The recent New York City mayoral primary was quite the canary in a coal mine, with dark horse candidate Eric Adams, who ran on a law-and-order restoration platform, beating out three more conventionally leftist candidates and doing so with a multi-racial working-class coalition. Even in New York City, the epicenter of American liberalism, voters are impatient with rising crime and not buying into the rudimentary framing of social justice activists vowing to shrink the law enforcement footprint in their beleaguered neighborhoods.
In one sense, it's still too early to tell what issues will be most motivating in the 2022 midterms or if the Democrats are in as bad of shape as they would appear to be based on the ridiculously narrow margin of victory on which they built their current majority. If economic metrics remain strong next year and if Donald Trump refuses to yield the spotlight, Democrats have a chance of not getting wiped out. I think even in the best-case scenario, they still lose the House and probably the Senate, but the firmly entrenched tribal fault lines could still keep most of the Democratic coalition intact and position Democrats for yet another comeback in 2024.
But even that best-case scenario still wouldn't be a particularly promising commentary on the state of the nation's politics. If the only way Democrats can limp through this cycle without nasty battle scars is to make another election cycle all about Donald Trump--or if you prefer, to ride the wave as Donald Trump makes another election cycle about himself--crossing their fingers every step of the way that the economy maintains blistering growth, that the crime rate ebbs, and that Biden can get a handle on the southern border in a way that he hasn't thus far, in which case the Democrats could aspire to only narrowly lose next year, then the rot at the core of the party's messaging continues to not get addressed.

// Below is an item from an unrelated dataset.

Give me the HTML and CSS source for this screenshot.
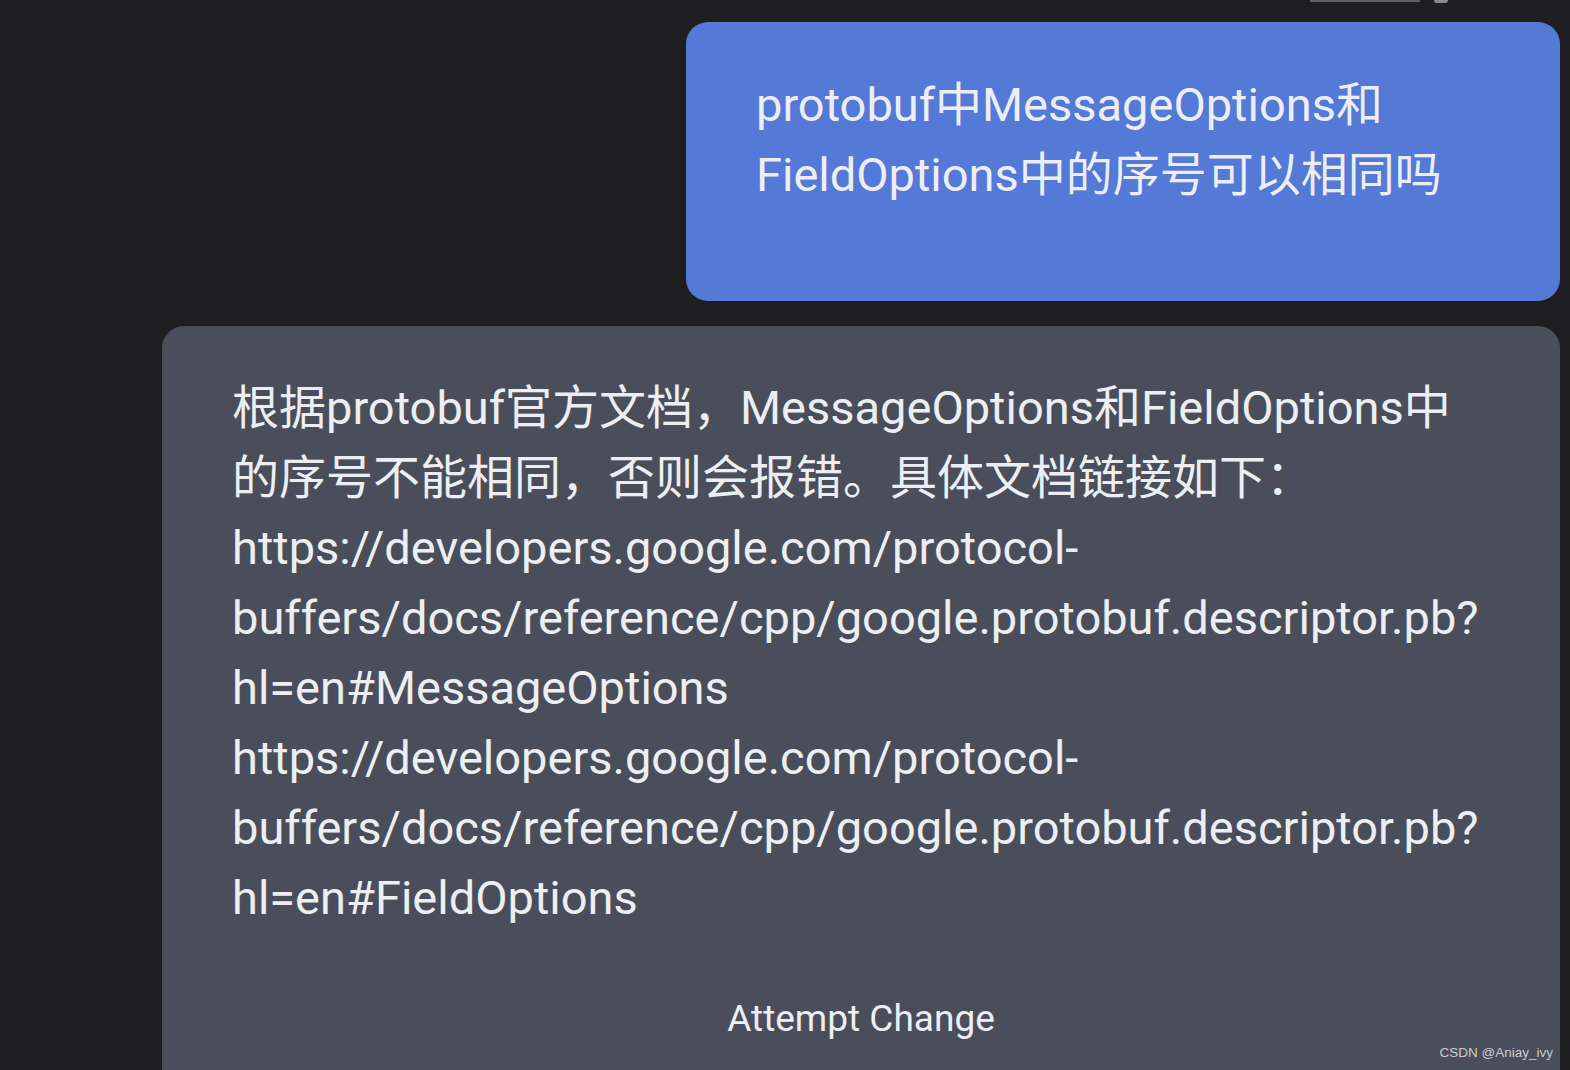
FILE: index.html
```html
<!DOCTYPE html>
<html lang="zh-CN">
<head>
<meta charset="utf-8">
<title>Chat</title>
<link rel="stylesheet" href="styles.css">
</head>
<body>
<div class="topline"><span class="seg"></span><span class="dot"></span></div>
<main class="chat">
  <div class="bubble user">
    <p class="msg">protobuf中MessageOptions和<br>FieldOptions中的序号可以相同吗</p>
  </div>
  <div class="bubble bot">
    <p class="msg">根据protobuf官方文档，MessageOptions和FieldOptions中<br>的序号不能相同，否则会报错。具体文档链接如下：<br>https://developers.google.com/protocol-<br>buffers/docs/reference/cpp/google.protobuf.descriptor.pb?<br>hl=en#MessageOptions<br>https://developers.google.com/protocol-<br>buffers/docs/reference/cpp/google.protobuf.descriptor.pb?<br>hl=en#FieldOptions</p>
    <div class="action">Attempt Change</div>
  </div>
</main>
<div class="watermark">CSDN @Aniay_ivy</div>
</body>
</html>
```
FILE: styles.css
```css
html, body {
  margin: 0;
  padding: 0;
  background: #1e1e20;
  height: 1070px;
  overflow: hidden;
}
body {
  font-family: Roboto, "Noto Sans CJK SC", sans-serif;
  color: #eceef3;
  position: relative;
}
.topline {
  position: absolute;
  top: 0;
  left: 1310px;
  height: 2px;
  display: flex;
  gap: 14px;
}
.topline .seg {
  width: 110px;
  height: 2px;
  background: #5e5e63;
}
.topline .dot {
  width: 14px;
  height: 3px;
  background: #8a8a90;
  border-radius: 0 0 6px 6px;
}
.chat {
  display: flex;
  flex-direction: column;
  align-items: flex-end;
  gap: 25px;
  padding: 22px 10px 0 0;
}
.bubble {
  box-sizing: border-box;
  border-radius: 22px;
}
.user {
  width: 874px;
  height: 279px;
  background: #5479d6;
  padding: 48px 0 0 70px;
}
.bot {
  width: 1398px;
  height: 760px;
  background: #4a4e5a;
  padding: 47px 0 0 70px;
  border-radius: 22px 22px 0 0;
}
.msg {
  margin: 0;
  font-size: 47px;
  line-height: 70px;
  white-space: nowrap;
}
.action {
  margin-top: 66px;
  padding-right: 70px;
  text-align: center;
  font-size: 37px;
  line-height: 40px;
}
.watermark {
  position: absolute;
  right: 17px;
  bottom: 10px;
  font-family: "Liberation Sans", Arial, sans-serif;
  font-size: 13.5px;
  color: #c9cbd1;
}
```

This is why I wish Eric Adams success in New York City. If he manages to restore some order to the lawless streets and subways of Gotham, the electoral poison being sold to Democrats by screaming activists and social media wokesters can be more readily ignored. Only by becoming culturally credible to the overwhelming majority of voters who are not part of the modern left can Democrats compete in a post-Trump world.
The damage that the Democratic Party did to itself in Middle America at those 2020 Presidential primary debates was incalculable, the party's would-be rising stars attaching themselves to the furthest reaches of hard-left dogma and taking such wildly unpopular positions on key issues that they disqualified themselves from consideration among millions of people who were ardent Democrats just a few short years ago. And if not for the grotesque personality of the opposition party's leader, the number of voters that the Democrats would have disqualified themselves with based on last year's platform would have been even larger. In so many ways, Eric Adams' mayoral candidacy in the Big Apple represents the first step in reclaiming Democrats' credibility with the voters who lost faith in them in the last couple of years. We'll see if the Democrats learn that lesson sooner or later, and if the legacy of Trump in the American political conversation outlives their inability to find messaging that sells beyond academia, the tech industry, and social justice activists with megaphones.